DATA:
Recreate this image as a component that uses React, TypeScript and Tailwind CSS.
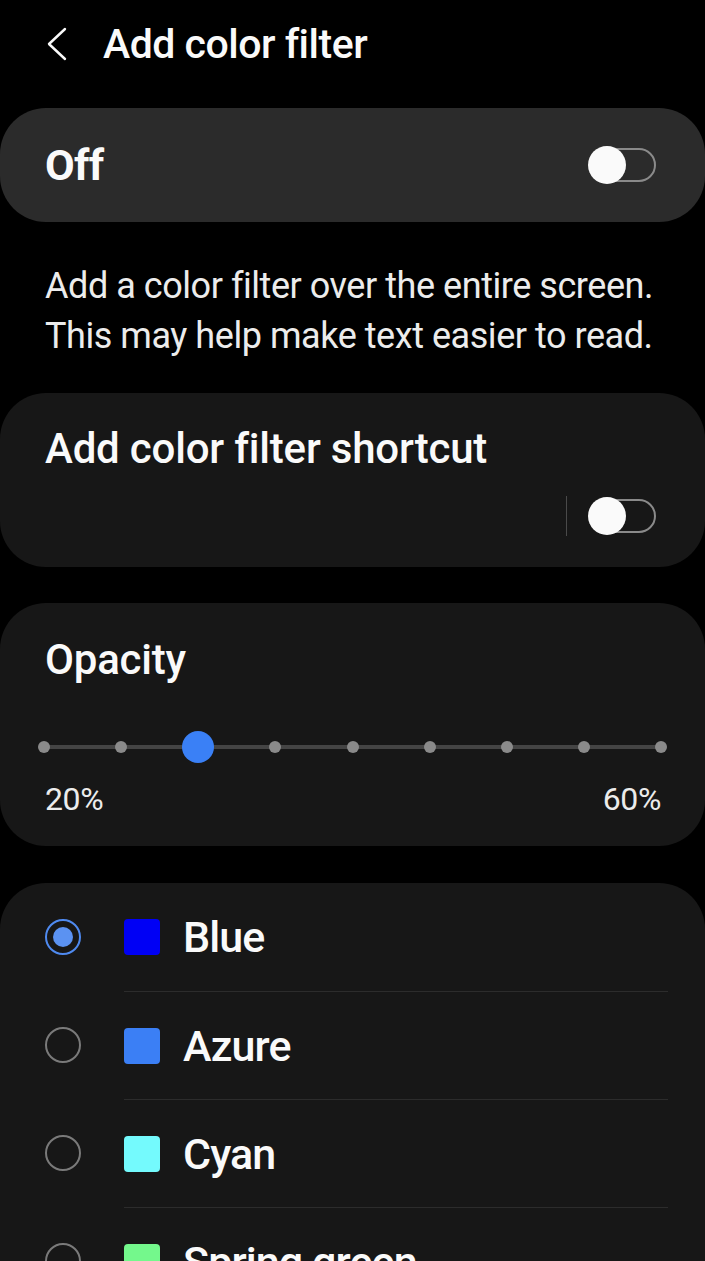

--

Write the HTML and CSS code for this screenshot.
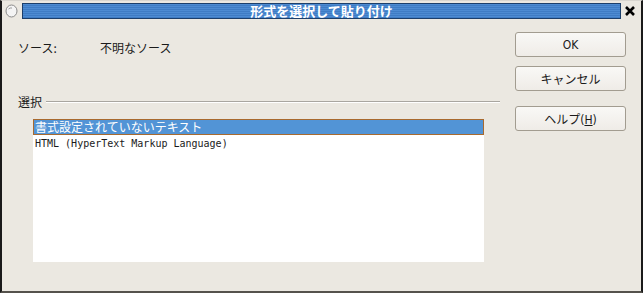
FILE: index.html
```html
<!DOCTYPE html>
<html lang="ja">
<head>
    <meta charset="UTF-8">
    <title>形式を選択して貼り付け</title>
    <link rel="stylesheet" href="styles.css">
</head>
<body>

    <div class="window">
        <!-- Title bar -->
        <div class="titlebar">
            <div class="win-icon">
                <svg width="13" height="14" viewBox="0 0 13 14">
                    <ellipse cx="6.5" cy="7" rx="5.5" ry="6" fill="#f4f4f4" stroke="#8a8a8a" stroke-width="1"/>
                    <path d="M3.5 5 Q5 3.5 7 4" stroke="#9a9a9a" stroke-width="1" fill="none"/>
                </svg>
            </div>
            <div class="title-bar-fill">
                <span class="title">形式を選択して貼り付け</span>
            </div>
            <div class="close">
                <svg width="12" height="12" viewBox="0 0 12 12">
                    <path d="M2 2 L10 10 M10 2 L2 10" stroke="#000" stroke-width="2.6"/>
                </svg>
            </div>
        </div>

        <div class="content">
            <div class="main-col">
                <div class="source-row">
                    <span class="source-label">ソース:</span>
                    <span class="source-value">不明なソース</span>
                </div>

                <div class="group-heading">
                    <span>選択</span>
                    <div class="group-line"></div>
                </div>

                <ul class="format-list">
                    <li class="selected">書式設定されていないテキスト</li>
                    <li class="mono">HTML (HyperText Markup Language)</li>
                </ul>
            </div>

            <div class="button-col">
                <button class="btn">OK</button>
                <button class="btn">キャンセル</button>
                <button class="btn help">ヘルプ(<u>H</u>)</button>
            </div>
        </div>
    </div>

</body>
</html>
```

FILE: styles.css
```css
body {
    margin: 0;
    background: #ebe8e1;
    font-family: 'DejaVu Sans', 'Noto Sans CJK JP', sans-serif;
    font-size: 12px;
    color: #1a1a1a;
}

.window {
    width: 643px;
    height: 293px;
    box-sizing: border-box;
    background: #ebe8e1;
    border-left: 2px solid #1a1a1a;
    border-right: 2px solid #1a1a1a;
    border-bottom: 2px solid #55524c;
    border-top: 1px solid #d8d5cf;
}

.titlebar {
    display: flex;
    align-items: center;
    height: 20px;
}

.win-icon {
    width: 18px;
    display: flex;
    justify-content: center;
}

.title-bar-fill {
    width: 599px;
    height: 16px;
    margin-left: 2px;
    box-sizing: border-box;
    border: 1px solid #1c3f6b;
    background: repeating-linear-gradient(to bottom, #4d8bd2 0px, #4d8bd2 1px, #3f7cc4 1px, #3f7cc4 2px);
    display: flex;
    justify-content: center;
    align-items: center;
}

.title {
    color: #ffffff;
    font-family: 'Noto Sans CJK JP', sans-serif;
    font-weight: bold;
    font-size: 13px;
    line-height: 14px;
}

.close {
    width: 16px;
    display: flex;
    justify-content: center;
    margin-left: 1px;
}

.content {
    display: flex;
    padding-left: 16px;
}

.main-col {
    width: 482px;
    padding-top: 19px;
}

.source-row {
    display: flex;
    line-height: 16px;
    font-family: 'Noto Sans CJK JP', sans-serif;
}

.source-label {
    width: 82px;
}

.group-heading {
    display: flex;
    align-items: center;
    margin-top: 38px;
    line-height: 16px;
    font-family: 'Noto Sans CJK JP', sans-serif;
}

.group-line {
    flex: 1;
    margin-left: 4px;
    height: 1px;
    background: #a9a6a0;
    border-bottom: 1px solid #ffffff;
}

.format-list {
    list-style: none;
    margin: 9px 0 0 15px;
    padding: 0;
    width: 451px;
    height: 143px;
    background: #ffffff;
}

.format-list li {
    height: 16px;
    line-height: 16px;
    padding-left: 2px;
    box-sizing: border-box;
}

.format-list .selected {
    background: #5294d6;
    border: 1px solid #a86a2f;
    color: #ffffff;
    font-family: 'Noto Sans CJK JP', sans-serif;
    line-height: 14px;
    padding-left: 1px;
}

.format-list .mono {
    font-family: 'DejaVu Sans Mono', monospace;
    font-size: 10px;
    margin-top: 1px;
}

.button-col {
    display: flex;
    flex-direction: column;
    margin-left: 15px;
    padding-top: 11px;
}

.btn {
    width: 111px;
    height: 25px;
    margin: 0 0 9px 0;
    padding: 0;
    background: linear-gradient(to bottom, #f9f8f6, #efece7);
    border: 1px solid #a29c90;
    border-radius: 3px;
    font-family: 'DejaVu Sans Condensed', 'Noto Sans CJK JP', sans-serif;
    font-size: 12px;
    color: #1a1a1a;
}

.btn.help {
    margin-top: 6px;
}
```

---

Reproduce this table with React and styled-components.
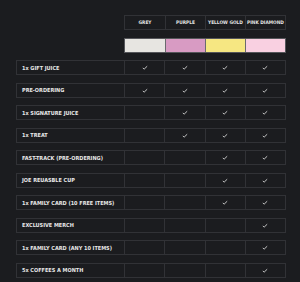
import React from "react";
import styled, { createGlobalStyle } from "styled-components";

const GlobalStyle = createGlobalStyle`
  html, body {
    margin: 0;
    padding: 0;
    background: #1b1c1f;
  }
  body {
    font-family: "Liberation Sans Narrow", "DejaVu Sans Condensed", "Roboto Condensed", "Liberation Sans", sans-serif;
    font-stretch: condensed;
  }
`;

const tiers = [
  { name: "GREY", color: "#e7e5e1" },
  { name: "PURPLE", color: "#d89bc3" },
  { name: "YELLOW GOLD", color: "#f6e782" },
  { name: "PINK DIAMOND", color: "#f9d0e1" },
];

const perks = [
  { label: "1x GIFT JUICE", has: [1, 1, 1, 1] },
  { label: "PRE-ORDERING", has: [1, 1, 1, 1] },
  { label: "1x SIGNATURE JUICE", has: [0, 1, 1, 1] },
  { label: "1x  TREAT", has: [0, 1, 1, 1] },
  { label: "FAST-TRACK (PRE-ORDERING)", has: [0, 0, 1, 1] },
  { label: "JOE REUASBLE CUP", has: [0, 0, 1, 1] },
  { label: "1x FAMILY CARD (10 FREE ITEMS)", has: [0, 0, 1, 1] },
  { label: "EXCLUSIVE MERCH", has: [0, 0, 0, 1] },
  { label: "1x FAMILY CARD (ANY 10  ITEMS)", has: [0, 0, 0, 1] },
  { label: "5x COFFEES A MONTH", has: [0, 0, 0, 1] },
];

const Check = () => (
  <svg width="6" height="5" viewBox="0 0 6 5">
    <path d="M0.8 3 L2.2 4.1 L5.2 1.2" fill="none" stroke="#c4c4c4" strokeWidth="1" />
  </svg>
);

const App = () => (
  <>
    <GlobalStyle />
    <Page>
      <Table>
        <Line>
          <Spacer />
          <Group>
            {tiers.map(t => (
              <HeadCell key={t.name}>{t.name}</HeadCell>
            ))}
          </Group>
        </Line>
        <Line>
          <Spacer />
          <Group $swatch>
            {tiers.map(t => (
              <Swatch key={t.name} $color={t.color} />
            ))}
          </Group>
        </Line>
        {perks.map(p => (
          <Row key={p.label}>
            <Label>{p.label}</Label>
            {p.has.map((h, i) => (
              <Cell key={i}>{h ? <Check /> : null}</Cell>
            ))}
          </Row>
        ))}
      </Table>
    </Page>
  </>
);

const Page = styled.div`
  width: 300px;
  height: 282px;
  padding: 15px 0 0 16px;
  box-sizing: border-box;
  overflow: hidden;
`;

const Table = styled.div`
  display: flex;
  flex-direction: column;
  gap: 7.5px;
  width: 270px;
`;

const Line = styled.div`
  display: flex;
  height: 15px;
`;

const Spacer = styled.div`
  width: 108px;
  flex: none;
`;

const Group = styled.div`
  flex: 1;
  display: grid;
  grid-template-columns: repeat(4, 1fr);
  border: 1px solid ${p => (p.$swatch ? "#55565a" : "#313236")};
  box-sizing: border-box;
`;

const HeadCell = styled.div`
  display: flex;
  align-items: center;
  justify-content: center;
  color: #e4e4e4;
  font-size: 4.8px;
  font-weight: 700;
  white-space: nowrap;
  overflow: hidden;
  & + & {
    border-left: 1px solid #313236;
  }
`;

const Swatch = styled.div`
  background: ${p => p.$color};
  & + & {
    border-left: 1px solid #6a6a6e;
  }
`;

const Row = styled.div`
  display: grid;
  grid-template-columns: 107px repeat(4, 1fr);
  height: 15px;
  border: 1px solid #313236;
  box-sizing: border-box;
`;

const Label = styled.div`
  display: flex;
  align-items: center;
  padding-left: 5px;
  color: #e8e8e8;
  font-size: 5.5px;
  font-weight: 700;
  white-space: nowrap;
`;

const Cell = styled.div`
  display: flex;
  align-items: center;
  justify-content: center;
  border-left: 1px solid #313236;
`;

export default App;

PROBLEM TO WORK ON:
On how many lines does the word "this" appear? Answer with only the number.

FULL ANSWER:
3